- _Data lines_:

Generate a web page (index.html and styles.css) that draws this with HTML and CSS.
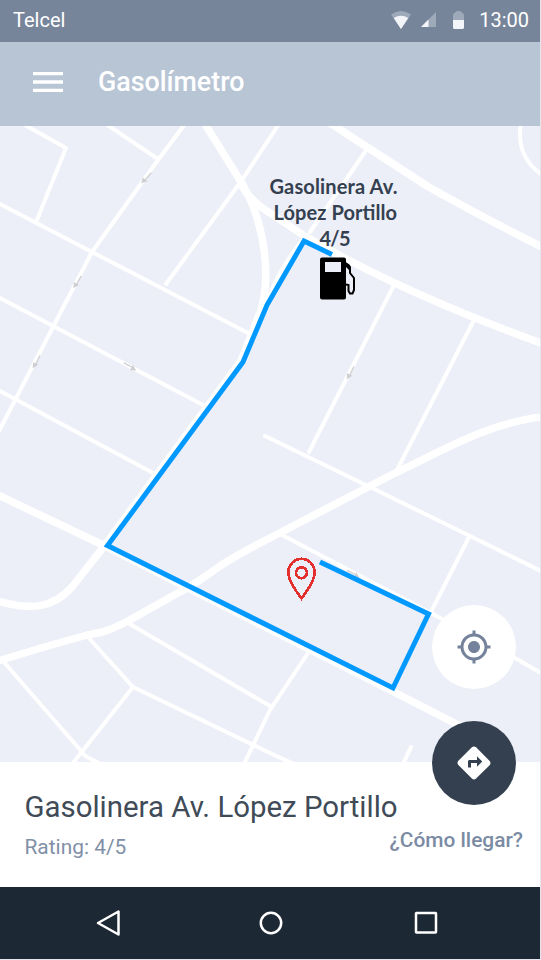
FILE: index.html
```html
<!DOCTYPE html>
<html lang="es">
<head>
<meta charset="utf-8">
<title>Gasolímetro</title>
<link rel="stylesheet" href="styles.css">
</head>
<body>
<div class="phone">
  <header class="status">
    <span class="carrier">Telcel</span>
    <div class="indicators">
      <svg class="wifi" width="20" height="18" viewBox="0 0 20 18"><path fill="#9eaab9" d="M0 3.5Q10-3.5 20 3.5L10 18Z"/><path fill="#f3f5f8" d="M2.700 7Q10 2.500 17.300 7L10 18Z"/></svg>
      <svg class="signal" width="15" height="15" viewBox="0 0 15 15"><path fill="#9eaab9" d="M15 0V15H0Z"/><path fill="#f3f5f8" d="M7.500 7.500V15H0Z"/></svg>
      <svg class="battery" width="11" height="18" viewBox="0 0 11 18"><path fill="#9eaab9" d="M0 9V4Q0 2 2 2Q2 0 5.500 0T9 2Q11 2 11 4V9Z"/><path fill="#f3f5f8" d="M0 9H11V17L10 18H1L0 17Z"/></svg>
      <span class="clock">13:00</span>
    </div>
  </header>
  <nav class="appbar">
    <svg class="menu" width="30" height="20" viewBox="0 0 18 12"><path fill="#fff" d="M0 12h18v-2H0zm0-5h18V5H0zm0-7v2h18V0z"/></svg>
    <h1 class="title">Gasolímetro</h1>
  </nav>
  <main class="map">
    <svg class="canvas" width="540" height="636" viewBox="0 126 540 636">
      <defs>
        <g id="oneway"><path stroke="#cfcfd2" stroke-width="1.300" fill="none" d="M-7 -1L3 -1"/><path fill="#cfcfd2" d="M2-3.500L7.500 0L2 2.500Z"/></g>
      </defs>
      <g class="street">
        <path d="M23 124L66 148L36.500 221"/>
        <path d="M106 124L158 159"/>
        <path d="M185 124L158 160L92 252L53 327L-2 433"/>
        <path d="M-1 203.500L92 252L250 334"/>
        <path d="M-1 297.500L53 326L205 406"/>
        <path d="M-1 390.500L155 474"/>
        <path d="M279 124L242 180L166 284"/>
        <path d="M367 149L310 232"/>
        <path d="M521 124C517 145 525 163 541 174"/>
        <path d="M393 287L309 452"/>
        <path d="M474 320L397 470"/>
        <path d="M265 436L370 487L470 536L541 571"/>
        <path d="M282 535L429 612L515 658L541 673"/>
        <path d="M469 537L431 612"/>
        <path d="M308 653L270 710L244 764"/>
        <path d="M128 623L270 706"/>
        <path d="M88 637L133 687L270 753L294 764"/>
        <path d="M133 687L73 763"/>
        <path d="M3 661L82 752Q83 756 99 763"/>
        <path d="M411 747L403 764"/>
      </g>
      <g class="avenue">
        <path d="M205 124L243 185C267 228 270 280 261 310L241 361L105 545L72 587C52 609 30 610 -2 601"/>
        <path d="M243 188Q252 202 270 213L303 235Q400 292 542 343.500"/>
        <path d="M330 123L367 147L427 186Q480 216 542 247"/>
        <path d="M-2 495L105 546L392 691L470 731"/>
        <path d="M542 417C490 422 440 452 397 472L270 538Q240 553 220 566Q204 578 187 588L128 621C107 632 99 633 87 635Q43 647 -2 661"/>
      </g>
      <path class="lane" d="M303 240Q275 275 266 308"/>
      <g>
        <use href="#oneway" transform="translate(146 177.500) rotate(130)"/>
        <use href="#oneway" transform="translate(77 281.500) rotate(119)"/>
        <use href="#oneway" transform="translate(36 361.500) rotate(115)"/>
        <use href="#oneway" transform="translate(129.500 367) rotate(28)"/>
        <use href="#oneway" transform="translate(350 372.500) rotate(115)"/>
        <use href="#oneway" transform="translate(353 574.500) rotate(27)"/>
      </g>
      <path class="route" d="M332 254.500L304 241L267 305L243 362L107.500 545.500L393 688L428.500 614L320 562"/>
      <text class="label" x="269.500" y="194" textLength="128" lengthAdjust="spacing">Gasolinera Av.</text>
      <text class="label" x="273.500" y="220" textLength="123.500" lengthAdjust="spacing">López Portillo</text>
      <text class="label" x="319.500" y="246" textLength="31" lengthAdjust="spacing">4/5</text>
      <g>
        <path fill="#000" fill-rule="evenodd" d="M322 257.500H344Q346 257.500 346 259.500V297.500Q346 299.500 344 299.500H322Q320 299.500 320 297.500V259.500Q320 257.500 322 257.500ZM325 262V272H341V262Z"/>
        <path fill="none" stroke="#000" stroke-width="2" d="M345 263L350 267V273L354 278V290L352.500 293.500H350L348.500 291V285L346 284.500"/>
        <path fill="#000" d="M345 261.500L350 265V271L346 267Z"/>
      </g>
      <g fill="none" stroke="#e3302f" shape-rendering="crispEdges">
        <path stroke-width="2.700" d="M301.500 598.500Q288.300 581 288.300 572.500A13.200 13.700 0 0 1 314.700 572.500Q314.700 581 301.500 598.500Z"/>
        <circle stroke-width="2.700" cx="301.500" cy="572.700" r="5.500"/>
      </g>
    </svg>
    <button class="fab fab-locate" aria-label="Mi ubicación">
      <svg width="36" height="36" viewBox="0 0 24 24"><path fill="#74839b" d="M12 8c-2.210 0-4 1.790-4 4s1.790 4 4 4 4-1.790 4-4-1.790-4-4-4zm8.940 3c-.46-4.170-3.770-7.480-7.940-7.940V1h-2v2.060C6.830 3.520 3.520 6.830 3.060 11H1v2h2.060c.46 4.170 3.770 7.480 7.940 7.940V23h2v-2.060c4.170-.46 7.480-3.770 7.940-7.940H23v-2h-2.060zM12 19c-3.870 0-7-3.130-7-7s3.130-7 7-7 7 3.130 7 7-3.130 7-7 7z"/></svg>
    </button>
    <button class="fab fab-route" aria-label="¿Cómo llegar?">
      <svg width="36" height="36" viewBox="0 0 24 24"><path fill="#fff" d="M22.430 10.590l-9.010-9.010c-.75-.75-2.070-.76-2.840 0l-9 9c-.78.780-.78 2.040 0 2.820l9 9c.39.390.9.590 1.410.590.510 0 1.020-.2 1.410-.580l8.990-8.990c.79-.76.800-2.020.040-2.830zM14 14.500V12h-4v3H8v-4c0-.55.450-1 1-1h5V7.500l3.500 3.500-3.500 3.500z"/></svg>
    </button>
  </main>
  <section class="sheet">
    <div class="place">
      <h2 class="name">Gasolinera Av. López Portillo</h2>
      <p class="rating">Rating: 4/5</p>
    </div>
    <span class="directions">¿Cómo llegar?</span>
  </section>
  <footer class="softkeys">
    <svg width="26" height="28" viewBox="0 0 26 28"><path d="M23.500 2.500V25.500L3 14Z"/></svg>
    <svg class="home" width="26" height="28" viewBox="0 0 26 28"><circle cx="13" cy="14" r="10.200"/></svg>
    <svg width="26" height="28" viewBox="0 0 26 28"><rect x="3" y="4" width="20" height="19.500" rx=".5"/></svg>
  </footer>
</div>
</body>
</html>
```
FILE: styles.css
```css
* { box-sizing: border-box; margin: 0; padding: 0; }
body { background: #e3e6ed; font-family: Roboto, sans-serif; overflow: hidden; }
svg { display: block; flex: none; }
.phone { width: 540px; height: 959px; display: flex; flex-direction: column; }
.status { height: 42px; padding: 0 11px 3px 13px; display: flex; align-items: center; justify-content: space-between; background: #77859b; color: #fff; font-size: 20px; }
.indicators { display: flex; align-items: center; }
.signal { margin-left: 10px; }
.battery { margin-left: 17px; }
.clock { margin-left: 15px; }
.appbar { height: 84px; padding: 0 33px 4px; display: flex; align-items: center; gap: 35px; background: #b8c5d5; }
.title { color: #fff; font-size: 26.8px; font-weight: 500; }
.map { position: relative; height: 636px; background: #eceff7; }
.street, .avenue, .lane { fill: none; stroke: #fff; stroke-linecap: round; stroke-linejoin: round; }
.street { stroke-width: 4; }
.avenue { stroke-width: 7.5; }
.lane { stroke-width: 5; }
.route { fill: none; stroke: #0099ff; stroke-width: 5; }
.label { font: 700 20px Lato, sans-serif; fill: #344050; }
.fab { position: absolute; left: 432px; width: 84px; height: 84px; border: 0; border-radius: 50%; display: grid; place-items: center; }
.fab-locate { top: 479px; background: #fff; }
.fab-route { top: 595px; background: #344050; }
.sheet { height: 125px; padding: 26px 17px 0 24.5px; display: flex; justify-content: space-between; background: #fff; white-space: nowrap; }
.place { width: 364px; }
.name { color: #404b57; font-size: 29.4px; line-height: 38px; font-weight: 400; }
.rating { margin-top: 9px; color: #8190a7; font-size: 20.9px; line-height: 24px; }
.directions { margin-top: 40px; color: #7b8ba3; font-size: 20.9px; line-height: 24px; font-weight: 500; }
.softkeys { height: 72px; padding: 0 102px 0 95px; display: flex; align-items: center; background: #1d2835; }
.softkeys svg { fill: none; stroke: #fff; stroke-width: 2.500; stroke-linejoin: round; }
.softkeys .home { margin: 0 129px 0 136.5px; }
```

- _Your instructions_:
Pick out every line above that contains the word "styles" and copy it.

- _Finished task_:
Generate a web page (index.html and styles.css) that draws this with HTML and CSS.
<link rel="stylesheet" href="styles.css">
FILE: styles.css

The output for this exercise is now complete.